━━━ INFORMATION SHOWN ━━━

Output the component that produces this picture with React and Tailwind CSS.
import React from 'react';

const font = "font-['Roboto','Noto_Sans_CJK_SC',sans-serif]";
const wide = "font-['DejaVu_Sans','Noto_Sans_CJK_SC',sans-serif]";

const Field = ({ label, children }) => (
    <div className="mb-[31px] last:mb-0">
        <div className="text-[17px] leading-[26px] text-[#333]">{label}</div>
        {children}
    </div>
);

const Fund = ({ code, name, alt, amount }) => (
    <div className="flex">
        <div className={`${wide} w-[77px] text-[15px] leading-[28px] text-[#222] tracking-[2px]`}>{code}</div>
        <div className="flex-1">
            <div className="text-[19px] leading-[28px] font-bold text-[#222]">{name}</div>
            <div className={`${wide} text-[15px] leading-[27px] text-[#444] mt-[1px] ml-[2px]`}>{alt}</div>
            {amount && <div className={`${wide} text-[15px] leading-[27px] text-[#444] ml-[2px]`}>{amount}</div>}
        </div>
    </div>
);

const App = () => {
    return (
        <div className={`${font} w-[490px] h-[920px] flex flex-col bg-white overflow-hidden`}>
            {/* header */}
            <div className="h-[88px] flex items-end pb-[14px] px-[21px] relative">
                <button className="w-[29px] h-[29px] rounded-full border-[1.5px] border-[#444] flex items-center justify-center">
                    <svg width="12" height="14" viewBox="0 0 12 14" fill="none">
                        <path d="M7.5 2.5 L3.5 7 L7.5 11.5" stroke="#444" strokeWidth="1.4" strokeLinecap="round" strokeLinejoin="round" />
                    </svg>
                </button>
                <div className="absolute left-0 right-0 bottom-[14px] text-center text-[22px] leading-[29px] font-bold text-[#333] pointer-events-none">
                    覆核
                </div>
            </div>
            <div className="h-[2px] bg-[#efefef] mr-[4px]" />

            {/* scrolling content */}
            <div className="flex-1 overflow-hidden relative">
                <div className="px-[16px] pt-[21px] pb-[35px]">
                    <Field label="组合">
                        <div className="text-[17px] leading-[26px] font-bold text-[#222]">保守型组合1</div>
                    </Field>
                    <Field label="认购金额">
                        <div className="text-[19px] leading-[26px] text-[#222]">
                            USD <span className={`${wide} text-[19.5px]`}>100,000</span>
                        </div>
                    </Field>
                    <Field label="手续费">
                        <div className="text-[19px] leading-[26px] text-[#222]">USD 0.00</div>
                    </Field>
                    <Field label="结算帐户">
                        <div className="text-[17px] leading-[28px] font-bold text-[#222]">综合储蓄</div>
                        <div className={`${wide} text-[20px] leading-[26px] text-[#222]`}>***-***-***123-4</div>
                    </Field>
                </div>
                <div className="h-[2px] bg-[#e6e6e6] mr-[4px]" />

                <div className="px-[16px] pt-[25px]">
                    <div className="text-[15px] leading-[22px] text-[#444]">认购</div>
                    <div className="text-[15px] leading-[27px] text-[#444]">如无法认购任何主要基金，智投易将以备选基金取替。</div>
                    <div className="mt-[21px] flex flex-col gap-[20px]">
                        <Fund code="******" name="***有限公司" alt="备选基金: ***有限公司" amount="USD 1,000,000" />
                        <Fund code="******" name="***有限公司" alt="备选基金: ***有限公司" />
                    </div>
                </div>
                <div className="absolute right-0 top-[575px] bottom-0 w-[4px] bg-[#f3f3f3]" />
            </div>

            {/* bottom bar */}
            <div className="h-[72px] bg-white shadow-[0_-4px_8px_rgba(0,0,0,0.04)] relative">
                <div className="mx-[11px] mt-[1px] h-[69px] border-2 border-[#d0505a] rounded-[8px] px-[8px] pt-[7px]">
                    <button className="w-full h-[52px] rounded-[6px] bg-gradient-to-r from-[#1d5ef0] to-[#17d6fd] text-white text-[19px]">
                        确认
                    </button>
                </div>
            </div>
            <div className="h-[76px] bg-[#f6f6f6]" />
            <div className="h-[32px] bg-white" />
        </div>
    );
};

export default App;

━━━

TO DO>
Restate the whole of the material exactly.

RESPONSE TO THIS EXERCISE>
Output the component that produces this picture with React and Tailwind CSS.
import React from 'react';

const font = "font-['Roboto','Noto_Sans_CJK_SC',sans-serif]";
const wide = "font-['DejaVu_Sans','Noto_Sans_CJK_SC',sans-serif]";

const Field = ({ label, children }) => (
    <div className="mb-[31px] last:mb-0">
        <div className="text-[17px] leading-[26px] text-[#333]">{label}</div>
        {children}
    </div>
);

const Fund = ({ code, name, alt, amount }) => (
    <div className="flex">
        <div className={`${wide} w-[77px] text-[15px] leading-[28px] text-[#222] tracking-[2px]`}>{code}</div>
        <div className="flex-1">
            <div className="text-[19px] leading-[28px] font-bold text-[#222]">{name}</div>
            <div className={`${wide} text-[15px] leading-[27px] text-[#444] mt-[1px] ml-[2px]`}>{alt}</div>
            {amount && <div className={`${wide} text-[15px] leading-[27px] text-[#444] ml-[2px]`}>{amount}</div>}
        </div>
    </div>
);

const App = () => {
    return (
        <div className={`${font} w-[490px] h-[920px] flex flex-col bg-white overflow-hidden`}>
            {/* header */}
            <div className="h-[88px] flex items-end pb-[14px] px-[21px] relative">
                <button className="w-[29px] h-[29px] rounded-full border-[1.5px] border-[#444] flex items-center justify-center">
                    <svg width="12" height="14" viewBox="0 0 12 14" fill="none">
                        <path d="M7.5 2.5 L3.5 7 L7.5 11.5" stroke="#444" strokeWidth="1.4" strokeLinecap="round" strokeLinejoin="round" />
                    </svg>
                </button>
                <div className="absolute left-0 right-0 bottom-[14px] text-center text-[22px] leading-[29px] font-bold text-[#333] pointer-events-none">
                    覆核
                </div>
            </div>
            <div className="h-[2px] bg-[#efefef] mr-[4px]" />

            {/* scrolling content */}
            <div className="flex-1 overflow-hidden relative">
                <div className="px-[16px] pt-[21px] pb-[35px]">
                    <Field label="组合">
                        <div className="text-[17px] leading-[26px] font-bold text-[#222]">保守型组合1</div>
                    </Field>
                    <Field label="认购金额">
                        <div className="text-[19px] leading-[26px] text-[#222]">
                            USD <span className={`${wide} text-[19.5px]`}>100,000</span>
                        </div>
                    </Field>
                    <Field label="手续费">
                        <div className="text-[19px] leading-[26px] text-[#222]">USD 0.00</div>
                    </Field>
                    <Field label="结算帐户">
                        <div className="text-[17px] leading-[28px] font-bold text-[#222]">综合储蓄</div>
                        <div className={`${wide} text-[20px] leading-[26px] text-[#222]`}>***-***-***123-4</div>
                    </Field>
                </div>
                <div className="h-[2px] bg-[#e6e6e6] mr-[4px]" />

                <div className="px-[16px] pt-[25px]">
                    <div className="text-[15px] leading-[22px] text-[#444]">认购</div>
                    <div className="text-[15px] leading-[27px] text-[#444]">如无法认购任何主要基金，智投易将以备选基金取替。</div>
                    <div className="mt-[21px] flex flex-col gap-[20px]">
                        <Fund code="******" name="***有限公司" alt="备选基金: ***有限公司" amount="USD 1,000,000" />
                        <Fund code="******" name="***有限公司" alt="备选基金: ***有限公司" />
                    </div>
                </div>
                <div className="absolute right-0 top-[575px] bottom-0 w-[4px] bg-[#f3f3f3]" />
            </div>

            {/* bottom bar */}
            <div className="h-[72px] bg-white shadow-[0_-4px_8px_rgba(0,0,0,0.04)] relative">
                <div className="mx-[11px] mt-[1px] h-[69px] border-2 border-[#d0505a] rounded-[8px] px-[8px] pt-[7px]">
                    <button className="w-full h-[52px] rounded-[6px] bg-gradient-to-r from-[#1d5ef0] to-[#17d6fd] text-white text-[19px]">
                        确认
                    </button>
                </div>
            </div>
            <div className="h-[76px] bg-[#f6f6f6]" />
            <div className="h-[32px] bg-white" />
        </div>
    );
};

export default App;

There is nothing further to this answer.